> **OBJECTIVE**: Out of all the lines below, count those with the word "that". Give the number only.

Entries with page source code
-- begin --

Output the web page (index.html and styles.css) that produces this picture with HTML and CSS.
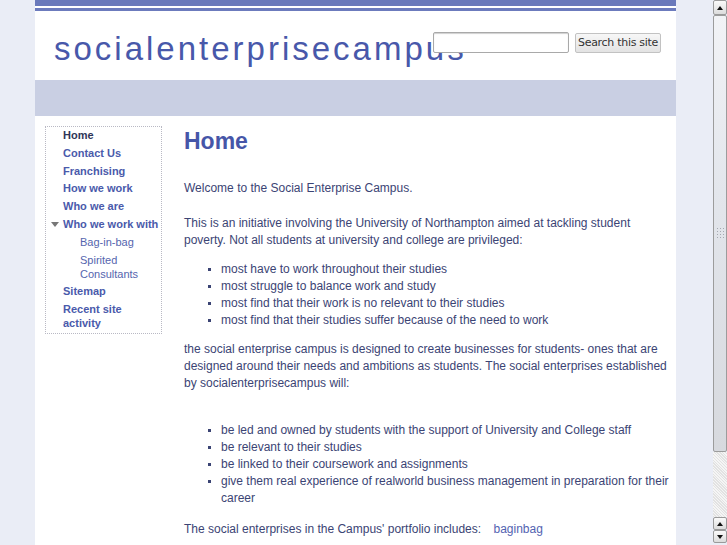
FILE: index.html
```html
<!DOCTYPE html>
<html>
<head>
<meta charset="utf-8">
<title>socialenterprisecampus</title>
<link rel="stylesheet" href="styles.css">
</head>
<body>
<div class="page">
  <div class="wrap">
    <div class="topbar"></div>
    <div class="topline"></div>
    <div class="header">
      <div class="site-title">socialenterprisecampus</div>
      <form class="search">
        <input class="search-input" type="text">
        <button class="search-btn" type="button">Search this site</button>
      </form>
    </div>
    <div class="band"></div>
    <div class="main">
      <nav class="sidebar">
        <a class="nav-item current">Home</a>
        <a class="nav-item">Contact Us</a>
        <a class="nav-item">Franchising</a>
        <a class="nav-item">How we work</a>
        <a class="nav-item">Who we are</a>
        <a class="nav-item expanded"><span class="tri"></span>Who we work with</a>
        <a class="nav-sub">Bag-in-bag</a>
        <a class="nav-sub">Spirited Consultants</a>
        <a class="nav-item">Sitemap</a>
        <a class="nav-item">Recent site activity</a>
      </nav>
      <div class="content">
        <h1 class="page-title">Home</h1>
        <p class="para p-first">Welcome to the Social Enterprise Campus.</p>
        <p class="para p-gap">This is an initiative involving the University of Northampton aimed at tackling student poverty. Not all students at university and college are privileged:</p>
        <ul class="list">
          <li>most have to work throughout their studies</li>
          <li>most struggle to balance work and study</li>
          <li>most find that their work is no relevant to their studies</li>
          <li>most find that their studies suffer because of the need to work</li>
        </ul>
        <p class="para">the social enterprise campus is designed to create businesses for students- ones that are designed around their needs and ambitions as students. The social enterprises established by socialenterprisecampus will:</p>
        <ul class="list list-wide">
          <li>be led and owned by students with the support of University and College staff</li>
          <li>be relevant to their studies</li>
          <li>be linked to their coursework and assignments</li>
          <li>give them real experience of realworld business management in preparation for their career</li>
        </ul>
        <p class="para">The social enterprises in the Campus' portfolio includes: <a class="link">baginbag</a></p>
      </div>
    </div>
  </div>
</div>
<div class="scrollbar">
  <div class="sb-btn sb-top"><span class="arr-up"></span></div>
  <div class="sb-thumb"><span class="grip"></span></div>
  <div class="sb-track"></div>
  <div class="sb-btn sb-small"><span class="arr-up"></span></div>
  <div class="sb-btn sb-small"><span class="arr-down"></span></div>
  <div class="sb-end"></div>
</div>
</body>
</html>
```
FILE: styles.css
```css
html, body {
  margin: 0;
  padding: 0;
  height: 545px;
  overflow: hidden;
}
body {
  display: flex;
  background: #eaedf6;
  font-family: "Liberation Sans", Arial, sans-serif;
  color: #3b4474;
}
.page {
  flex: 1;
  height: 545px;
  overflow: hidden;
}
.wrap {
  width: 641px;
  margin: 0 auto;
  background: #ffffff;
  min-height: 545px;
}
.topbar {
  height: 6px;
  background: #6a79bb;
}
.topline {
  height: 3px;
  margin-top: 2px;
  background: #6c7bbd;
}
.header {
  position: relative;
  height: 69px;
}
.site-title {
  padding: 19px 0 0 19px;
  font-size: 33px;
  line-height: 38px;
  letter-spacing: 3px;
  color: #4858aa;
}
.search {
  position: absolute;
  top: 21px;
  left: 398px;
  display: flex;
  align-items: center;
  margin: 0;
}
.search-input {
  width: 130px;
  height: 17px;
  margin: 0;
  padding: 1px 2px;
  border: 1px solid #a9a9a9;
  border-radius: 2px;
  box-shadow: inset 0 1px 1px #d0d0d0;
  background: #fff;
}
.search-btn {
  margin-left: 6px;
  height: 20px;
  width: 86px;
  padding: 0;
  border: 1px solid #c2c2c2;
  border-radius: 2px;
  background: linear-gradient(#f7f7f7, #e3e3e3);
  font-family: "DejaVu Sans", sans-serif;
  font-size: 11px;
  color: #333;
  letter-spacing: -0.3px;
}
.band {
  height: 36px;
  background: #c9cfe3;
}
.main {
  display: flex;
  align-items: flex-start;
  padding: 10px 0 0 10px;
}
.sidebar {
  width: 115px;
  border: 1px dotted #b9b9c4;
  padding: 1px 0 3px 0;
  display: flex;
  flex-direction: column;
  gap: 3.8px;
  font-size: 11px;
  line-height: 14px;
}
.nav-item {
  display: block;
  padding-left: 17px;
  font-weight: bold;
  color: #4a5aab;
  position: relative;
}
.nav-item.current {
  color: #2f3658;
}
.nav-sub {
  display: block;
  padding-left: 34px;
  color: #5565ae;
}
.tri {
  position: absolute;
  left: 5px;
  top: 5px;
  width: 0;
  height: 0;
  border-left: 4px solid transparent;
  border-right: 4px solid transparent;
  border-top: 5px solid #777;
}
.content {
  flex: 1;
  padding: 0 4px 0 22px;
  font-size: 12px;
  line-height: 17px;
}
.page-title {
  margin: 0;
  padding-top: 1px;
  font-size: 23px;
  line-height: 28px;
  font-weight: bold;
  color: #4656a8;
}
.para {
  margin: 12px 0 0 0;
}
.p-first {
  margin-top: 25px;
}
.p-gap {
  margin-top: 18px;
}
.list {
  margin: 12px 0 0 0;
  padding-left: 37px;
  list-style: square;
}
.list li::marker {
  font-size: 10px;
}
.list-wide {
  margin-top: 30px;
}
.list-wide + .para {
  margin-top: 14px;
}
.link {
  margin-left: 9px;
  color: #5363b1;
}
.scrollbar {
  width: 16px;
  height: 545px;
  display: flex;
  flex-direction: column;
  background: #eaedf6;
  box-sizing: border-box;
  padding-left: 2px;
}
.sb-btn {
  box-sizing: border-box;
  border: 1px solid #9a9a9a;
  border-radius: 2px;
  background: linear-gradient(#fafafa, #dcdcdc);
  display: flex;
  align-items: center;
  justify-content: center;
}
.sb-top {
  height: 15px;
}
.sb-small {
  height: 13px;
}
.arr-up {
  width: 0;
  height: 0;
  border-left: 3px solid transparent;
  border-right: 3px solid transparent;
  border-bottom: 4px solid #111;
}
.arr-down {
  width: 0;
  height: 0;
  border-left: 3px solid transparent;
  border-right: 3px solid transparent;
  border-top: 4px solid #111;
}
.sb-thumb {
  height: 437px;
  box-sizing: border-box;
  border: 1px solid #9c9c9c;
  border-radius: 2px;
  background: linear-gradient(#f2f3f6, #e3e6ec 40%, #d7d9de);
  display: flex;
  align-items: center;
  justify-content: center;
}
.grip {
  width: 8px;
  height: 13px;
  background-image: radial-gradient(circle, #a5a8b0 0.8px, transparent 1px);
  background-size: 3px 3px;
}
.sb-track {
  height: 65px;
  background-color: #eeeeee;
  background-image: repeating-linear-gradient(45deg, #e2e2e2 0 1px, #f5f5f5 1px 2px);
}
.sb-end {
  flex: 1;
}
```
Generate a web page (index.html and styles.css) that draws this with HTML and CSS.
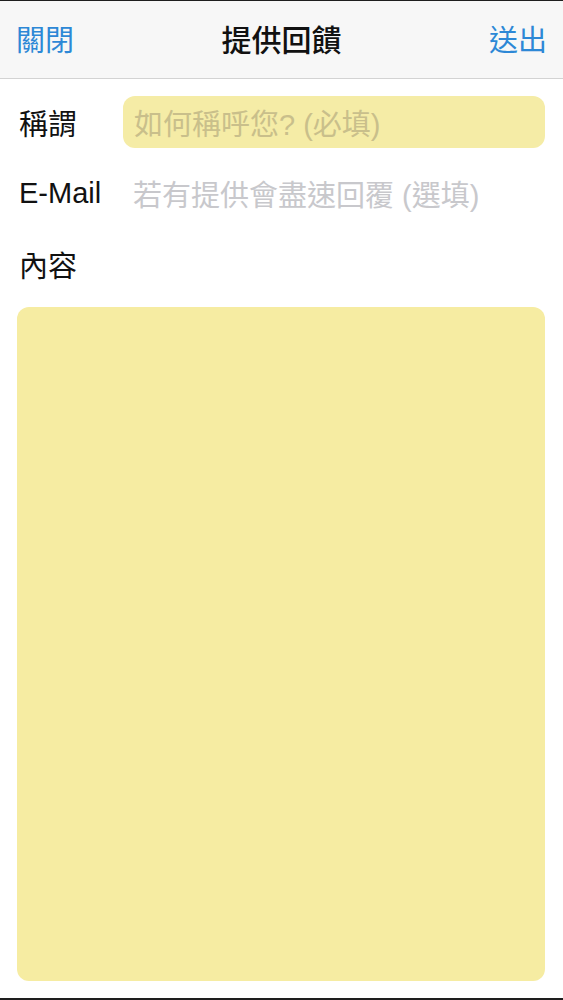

-- end --

> **ANSWER TO THE TASK**: 5